10 Movie Details You Definitely Missed

Intro

When a movie has audiences on the edge of their seats, or falling out of them, you’d be surprised at how much they miss. We don’t just mean mistakes or plot holes, since viewers are just as likely to overlook clever details the directors placed into the film on purpose for an extra laugh – or a mind-bending twist. Here are Screen Rant’s 10 Movie Details You Definitely Missed.

Kill Bill Vol. 1

Quentin Tarantino managed to keep the real identity of Uma Thurman’s character a secret through both Kill Bill Volume 1 and 2, referred to by Bill only as “Kiddo,” and officially credited as “The Bride.” It was only at the end of Volume 2 that the heroine’s name was revealed in full as ‘Beatrix Kiddo.’ But eagle-eyed viewers could have spoiled the surprise well ahead of time, since Kiddo’s plane ticket to Japan in the first movie shows her name in full.

Inception

Even die-hard fans of this ‘dreams within dreams’ heist movie may have missed one of Inception’s most brilliant touches. Throughout the story, the team uses a single song as a signal to wake up, with the music growing louder and deeper as it travels down through layers of dreams. Viewers may not notice that the entire movie’s score is built from the same song, slowed down to match the way it sounds while dreaming – in other words: telling audiences it’s time for them to wake up as well.

Inception

The movie’s ending has also been debated, with fans wondering if the spinning top is meant to show that the movie’s hero, Cobb, is only dreaming his happy ending. But a small detail may hold the answer: whenever Cobb is inside of a dream – where his late wife is around to wreak havoc – his wedding ring returns to his finger. When awake, it disappears. Going only by that detail, the lack of the ring in the final scene confirms it’s not an illusion.

Total Recall

Long before Inception had movie fans debating what was real and what wasn’t, this sci-fi adventure was playing the same trick.

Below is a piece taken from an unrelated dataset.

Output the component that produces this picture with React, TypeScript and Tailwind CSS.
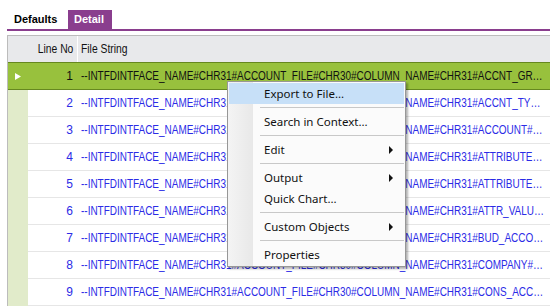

When a blue collar worker of the future pays to have thrilling memories of a top secret mission to Mars planted in his brain, his real memories return… sending him on an adventure to Mars. Fans have debated whether the film is real or all in the hero’s head – but listen closely to one Rekall lab tech who directly references the film’s final scene (insert: “blue sky on Mars” clip). Other hints can be explained away, but this easy to miss line is hard to argue.

Fast Five

Introduced as a new character in Fast & Furious: Tokyo Drift, the unshakable Han (pronounced “Honn”) – played by actor Sung Kang – would go on to become a main player in future films, referred to only by his first name. Director Justin Lin’s unofficial prequel Better Luck Tomorrow starred Kang as ‘Han Lue,’ but Fast Five revealed his full name was revealed to be ‘Han Seoul-Oh,’ a clear nod to the Star Wars saga’s infamous smuggler.

Godzilla

As serious a threat as a prehistoric alpha predator may pose, the minds behind the 2014 Godzilla reboot had plenty of fun with their opening credits. The classified reports censored to conceal everything but a cast or crew member’s name is clever, but a closer look reveals nearly every one of them to be the butt of a joke – including a nod to Bryan Cranston’s role as Breaking Bad’s ‘Walter White,’ and the monster movie that put Gareth Edwards in the director’s chair.

The Lord of the Rings

No fantasy fan will forget the moment when Boromir met his end in the Fellowship of the Ring, pierced by multiple arrows from an Uruk-Hai (pronounced “Oorook High”) bow, but it’s Aragorn who finds the best way to remember his sacrifice. Removing Boromir’s leather vambraces before sending his body on to Gondor, Aragorn goes on to sport the forearm guards for the next two films – a fact never called out or noted by any character.

Back to the Future

When Marty McFly’s time travel prevents his parents from falling in love, he’s forced to bring them together – or risk fading from existence as a result. Convincing his sheepish father means using all the futuristic tech and jargon he can muster – including music by Van Halen. Although the band wouldn’t give permission to use their name or music, lead guitarist Eddie Van Halen did. Marty’s cassette tape is labelled EDWARD Van Halen as a result, with the guitarist admitting years later that he recorded the guitar riffs himself.